Crónica de Edno Pimentel sobre a forma "soas", curiosa redução de pessoas que é recorrente no discurso oral angolano (texto publicado no jornal luandense Nova Gazeta, em 14/01/2016.
Com o crescimento da cidade [de Luanda], os compromissos laborais, reuniões – e outros –, o corre-corre do dia-a-dia, creche daqui, colégio dali, ‘fau’ (faculdade) dacolá, enfim, há cada vez menos tempo para pensarmos em nós. E quando damos conta, estamos no hospital a tentar curar o ‘stress’ por termos ficado muito tempo ligados ao computador, corrido demais, estudado demais e ficado horas a fio no engarrafamento.
Todo o mundo hoje vive às pressas como se o fim do mundo estivesse à vista. Mesmo para escrever, usam-se muitas abreviações, porque ninguém quer perder tempo. Só que, às vezes, a redução exagerada pode causar problemas na comunicação.
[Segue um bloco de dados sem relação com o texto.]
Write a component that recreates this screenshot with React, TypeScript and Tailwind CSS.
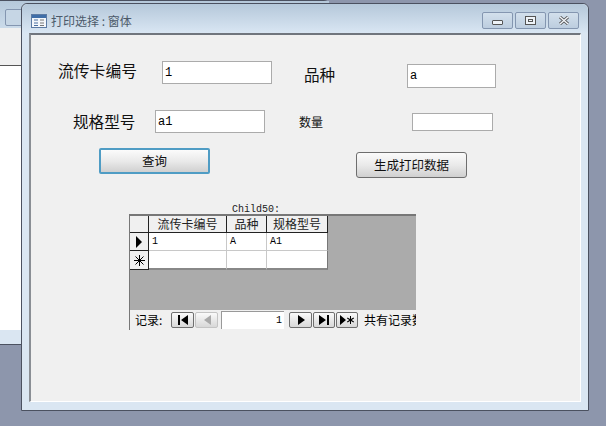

Para não falar do que acontece quando as palavras são reduzidas demais na oralidade.
«Hoje, as ‘soas’ não querem perder tempo», ouve-se amiúde em quase toda a parte. «As ‘soas’ fazem e desfazem e ninguém diz nada», repete-se.
É claro que a oralidade tem das suas e nem [pretendo] enfiar os meus pés em terrenos pantanosos com questões de pronúncia ou dicção, mas há coisas que devem ser consensuais. Se dividirmos silabicamente a palavra pessoa, teremos um trissílabo, ou seja, uma palavra com três sílabas: pes-so-a. Mas isso não quer dizer que devamos pronunciá-la dessa forma. A sua pronúncia ocorre como se de um dissílabo se tratasse [pəˈsoɐ], embora no Brasil se oiça mesmo um trissílabo. Mas cá entre nós [em Angola], tenho visto, ou seja, ouvido algum exagero: «as ‘soas»? Deste jeito, já parece uma homónima da forma do verbo soar na 2.ª pessoa do singular «tu soas».
Apesar de ter três sílabas, a palavra pessoa pode, no mínimo, ser pronunciada como se tivesse apenas duas sílabas, mas o ‘p’ inicial deve ser audível. Nem que de forma suave, leve. Mas tem de ser ouvido. Tal como a palavra Setúbal, em Portugal. Silabicamente é dividida Se-tú-bal, Tem três sílabas, mas ouvimos os nossos irmãos lusitanos pronunciarem algo parecido a [sˈtubaɫ], em que o [ə] da primeira sílaba é quase inaudível, embora não saiba, de concreto, se isso ocorre em toda a extensão da ‘Lusitânia’. Não sei aonde foram as ‘soas’ deixar o seu ‘P’.
Crónica da autoria de Edno Pimentel e publicada na coluna Professor Ferrão do jornal luandense Nova Gazeta, em 14/01/2016. Manteve-se a ortografia conforme a norma ainda aplicada em Angola, anterior ao Acordo Ortográfico da Língua Portuguesa.